El Vaticano II no es una ruptura con la tradición de la Iglesia. Muestra la vitalidad de esta Tradición para responder a nuevos retos, para evolucionar en fidelidad al Evangelio. Sí, las propuestas del Concilio han colocado a la Iglesia en un lugar mucho menos estable, más a la intemperie de las grandes convulsiones que sacuden nuestro mundo.
Jesús añadió: “Hijos, ¡que difícil les es entrar en el reino de Dios a los que ponen su confianza en el dinero!”
¡O en el poder y la seguridad de unas estructuras inamovibles!

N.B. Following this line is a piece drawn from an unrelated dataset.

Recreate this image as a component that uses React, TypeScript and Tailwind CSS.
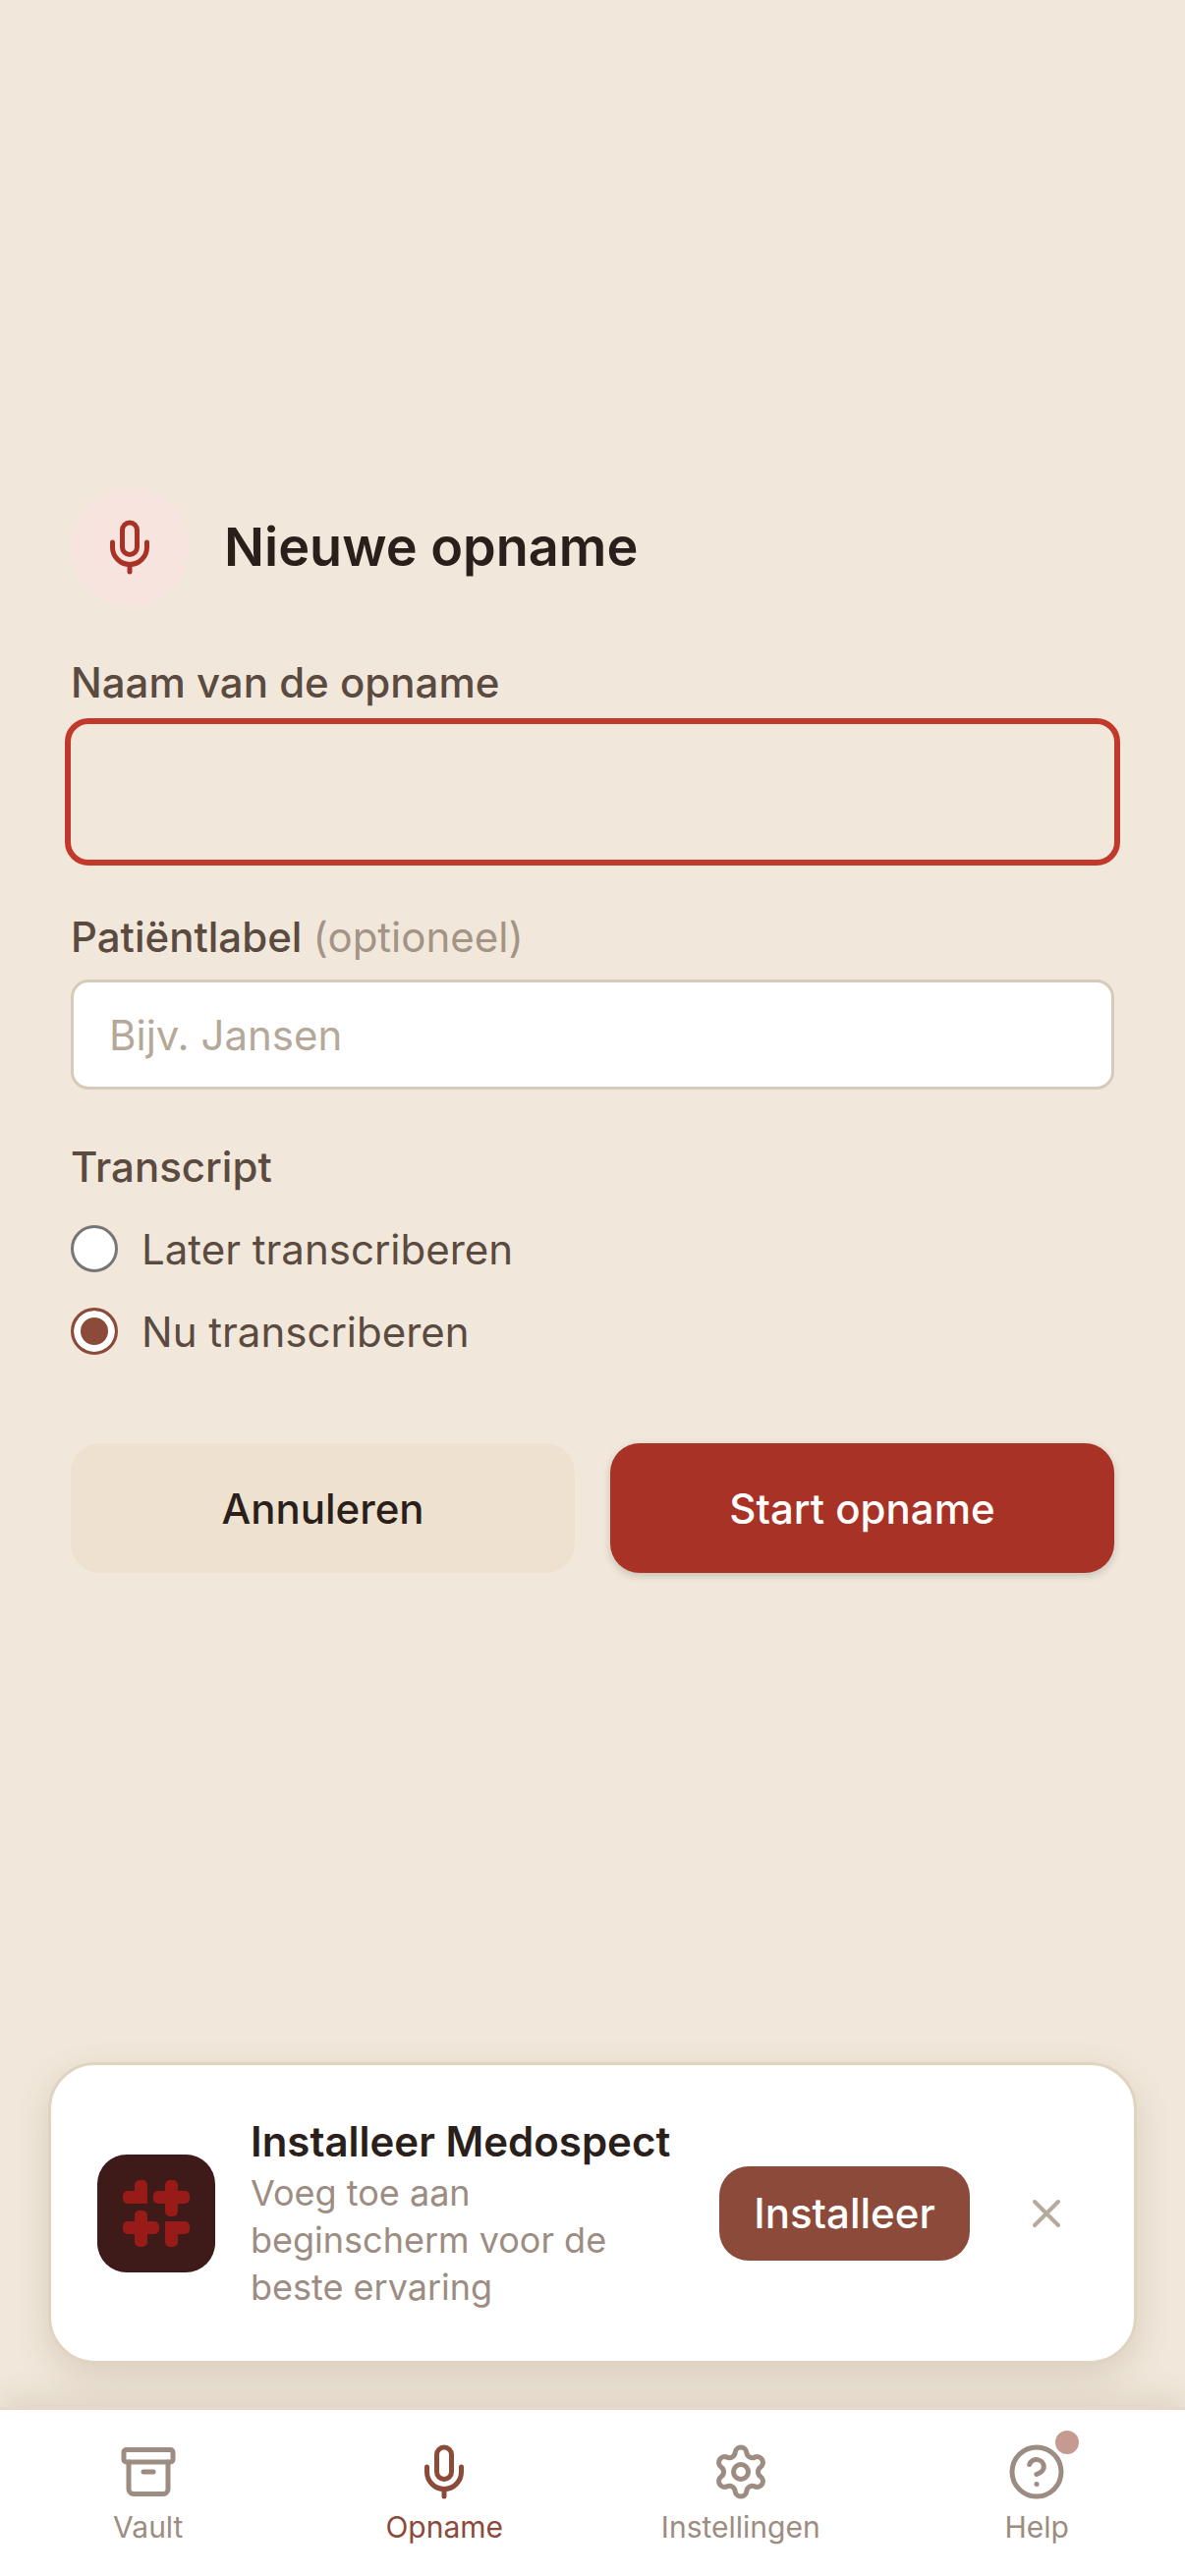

La opción, como siempre, es nuestra. El Espíritu Santo no fuerza jamás. Hay quienes afirman con la boca chica que la Iglesia se equivocó con aquel Concilio. O que no es para tanto, que no hay que darle tanta importancia, ¡al fin y al cabo ha habido veinte concilios antes! A algunos prelados se les ve con semblante triste y hasta crispado.
Rowan Williams continúa:
“El rostro humano que los cristianos queremos mostrar al mundo es un rostro marcado por la justicia y el amor, es decir, un rostro formado por la contemplación, por las disciplinas de silencio y libertad de sí mismo y de los objetos que nos esclavizan y de los instintos no examinados que nos engañan. Si la evangelización es cuestión de mostrar al mundo el rostro humano “sin velo” que refleja el rostro del Hijo vuelto hacia el Padre, debe conllevar un compromiso serio de promover y nutrir tal oración y práctica. Es claro que esto no equivale a decir que la transformación “interior” es más importante de que acción por la justicia; más bien hay que insistir que la claridad y energía que necesitamos para el trabajo por la justicia requiere que hagamos espacio para la verdad, para la realidad de Dios”
Esa tarea que el Concilio nos encomendó a todos: sacerdotes y obispos, madres y padres de familia, catequistas, religiosas y religiosos, … de vivir una comunión como Pueblo de Dios, de abrirnos al ecumenismo, de dialogar con el mundo contemporáneo, de comprometernos con la defensa de los más pobres,… sigue ahí, solicitando nuestro compromiso.
El Espíritu Santo sigue soplando, … como una brisa suave.